Now here’s the twist: by believing in a God that elevates humans above other species (a God that, arguably, was created by Man), we allow ourselves to cut in line above all other species every time. It’s a bad way of doing business. Eventually, we’ll pay for it.
The Disappointment We Felt When We Realized That Each Car Did Not Carry An Attention-Starved GOP Elected Official
The Tampa Bay Lightning just won its second Stanley Cup in a row. The Tampa Bay Buccaneers are Super Bowl champs. And the Tampa Bay Rays were one boneheaded managerial decision away (the lifting of Blake Snell) from at least forcing a Game 7 in the World Series against the Los Angeles Dodgers.
Tampa does not have an NBA franchise. Also worth noting: Tampa Bay is not a city, but a body of water. It’s always been kind of odd that its teams add the second word. No one says Puget Sound Seahawks or San Francisco Bay Giants or even Boston Harbor Celtics.
Roger, over and out. If there’s one Grand Slam event that Roger Federer has owned over the past decade and a half, it’s Wimbledon. The Swiss Mister has won eight of the past 17 finals and appeared in another four of them. On the last day of The Championships, Federer has been their 12 of the past 17 years.
But yesterday, in the quarters, he went out in straight sets and got bagels—for the first time in his Wimbledon career—in the third and final set. At the racket of Hubert Hurkacz of Poland, the tourney’s 14-seed. Is this it for Federer, who turns 40 this summer? And when writers keep mentioning an athlete’s age every time they write about him or her, and you’re not Tom Brady, is this a sign to hang it up?

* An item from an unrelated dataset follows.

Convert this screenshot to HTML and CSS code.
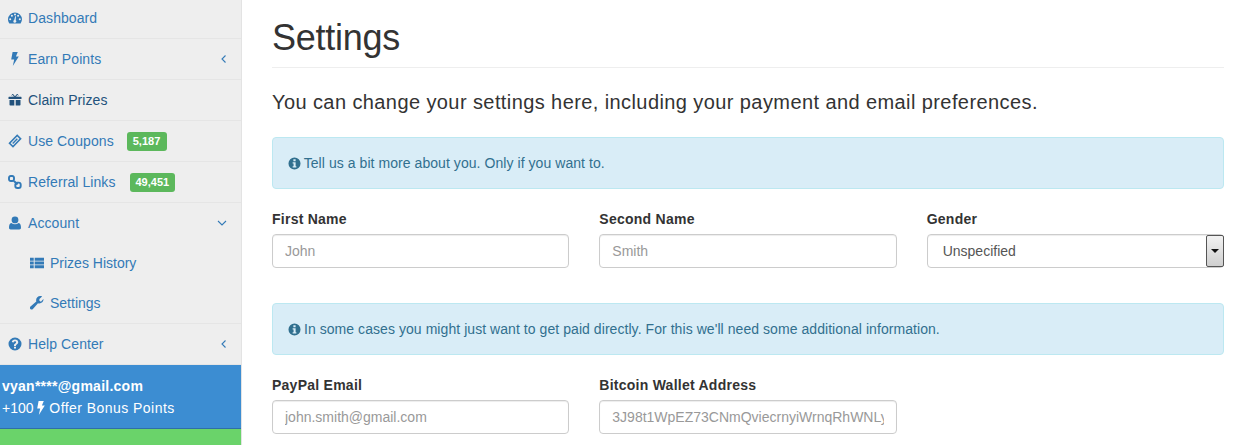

Novak Djokovic now is the only one among the Big 3 still in play this weekend and with a championship he’ll tie both Federer and Nadal with 20 career Grand Slam wins. Federer may play another year or so, but it says here he’ll never win another Grand Slam. He’ll finish third among the trio, even though legions of fans will insist that he is the greatest men’s player of all time. That may or may not be true. But he’s the most widely loved, or better said, the least polarizing.
Finally finished the Frank Capra autobiography, The Name Above The Title. It was a wonderful life, after all. Besides directing such classics as It Happened One Night, Mr. Smith Goes To Washington and It’s A Wonderful Life, Capra spent three years in the Army during World War II, being promoted to full-bird colonel and earning a Distinguished Service Medal (the highest honor a non-combat serviceman can receive). He also produced and directed, in the 1950s, a quartet of educational films that were shown on prime-time TV and perhaps later in your classroom. The one I remember best is Hemo The Magnificent.
What stood out most about Capra is that 1) he knew how to get things done and 2) he never let anyone take advantage of him, even if it meant walking away from a deal.
There’s also tons of philosophy in this book, from thoughts on authoritarianism and freedom to the nature of comedy. Brilliant stuff. One thing he also notes is that the age of 26 is the peak age for most people, where peak creativity and accumulated life knowledge experience. Before 26, you still have too much to learn. After 26, you become a little too conservative. He throws out a few examples, all of which took place when the following were 26 or just about…
Einstein…. announces Theory of Relativity
Alexander The Great… begins conquest of world
Lincoln… switched from itinerant life to law and politics
Shakespeare… wrote first major play, King Henry VI
St. Francis… converted from finery to a saintly life
Michelangelo… executed his Pieta
Churchill… elected to House of Commons
Pretty strong lineup. Makes you wonder why Jesus waited until He was 30 to get started. For what it’s worth, Capra was in his mid-30s before he really hit it big with It Happened One Night, which swept the Oscars in the four big categories.